Whilst the draft report generally supports the Commission’s initiative, it goes beyond the proposed provisions  and recommends a number of amendments, including:

  • shortening the deadline for the transposition of the proposed Directive from January 1, 2026, to January 1, 2025;
  • testing the eligibility requirements for SMEs to benefit from the HOT regime (i.e. turnover, residency, SME classification) only in the previous year (as opposed to the last two years as foreseen in the Directive proposal);
  • extending the period for SMEs to apply for this scheme to two months before the end of the fiscal year preceding the fiscal year in which that SME wishes to start applying the HOT rules (as opposed to three months as foreseen in the initial Directive proposal);
  • implementation of an indefinite duration of the application of the new rules (as opposed to a limited duration of five years with the possibility to renew the option as foreseen in the Directive proposal).

The report is scheduled to be voted on in the ECON Committee on February 22, 2024. If approved, the report would then be voted on during a plenary session of the European Parliament, at which point it would represent the Parliament’s opinion on the Directive (if agreed). However, it is important to note that the Parliament’s opinion is not binding on the Council of the European Union (i.e., it would remain up to the 27 EU Member States to agree on the final text of the Directive).

Resolution on DEBRA proposal adopted

On January 16, 2024, Members of the European Parliament (MEPs) adopted a resolution on the proposal for a Council Directive laying down rules on a debt-equity bias reduction allowance and on limiting the deductibility of interest for corporate income tax purposes (DEBRA). The resolution proposes amendments to the European Commission’s (EC) initial text. Key takeaways include:

  • The resolution calls for medium-sized groups and for undertakings that are not small and medium-sized enterprises (SMEs) to be excluded from the scope of the provision limiting the deductibility of exceeding borrowing costs (debt financing costs in the EC’s proposal).

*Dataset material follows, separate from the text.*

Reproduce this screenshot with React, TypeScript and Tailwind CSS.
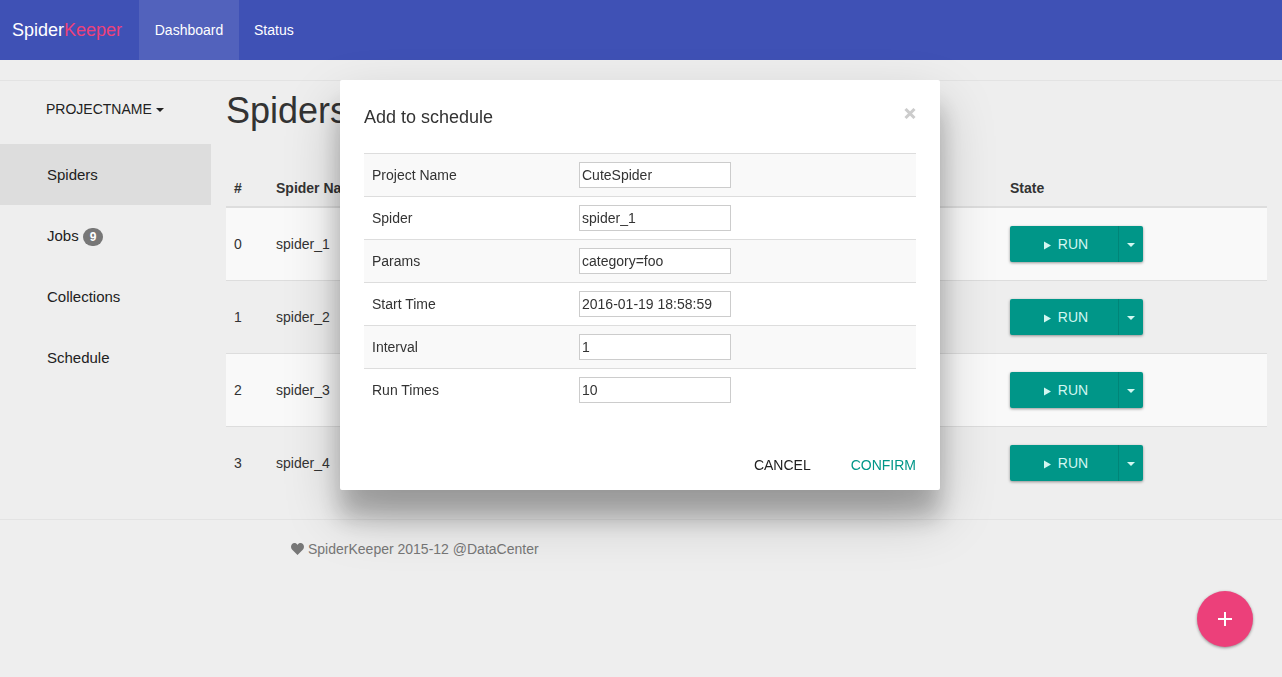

Furthermore, the resolution states that this rule should only be introduced as of 2027, considering the current crises.
  • The resolution aims to add definitions for the terms “large undertaking”, “medium-sized group” and “large group”.
  • The resolution proposes to allow the equity allowance for ten consecutive tax periods for SMEs or medium-sized groups and to limit same for any large undertaking or group to seven consecutive tax periods, subject to a cap of 30 percent of the taxpayer’s EBITDA in both cases.
  • The resolution calls for a carry forward mechanism for equity allowances exceeding the cap of 30 percent of the EBITDA for a maximum of three tax periods.
  • The resolution further intends to limit the carry forward mechanism for deductible allowances on equity exceeding the taxpayer’s taxable income to three tax periods for large undertakings or large groups, while foreseeing no such limit for SMEs or medium-sized groups.

Resolutions adopted by the European Parliament do not have a binding effect on the Council and the EC. However, those resolutions must be taken into account by the EC and Member States when proposing or agreeing to new rules.

For more information on the DEBRA proposal, please refer to Euro Tax Flash Issue 532

OECD and other International Institutions

Organisation for Economic Cooperation and Development – OECD

OECD publishes aggregated statistics on International Compliance Assurance Programme

On January 29, 2024, the OECD released its first aggregated statistics (PDF 443 KB) on the Forum on Tax Administration’s International Compliance Assurance Programme. ICAP is a voluntary risk and assurance program that provides a framework for a multilateral risk assessment of multinational enterprises (MNEs) between multiple tax authorities, with the aim to improve multilateral tax certainty.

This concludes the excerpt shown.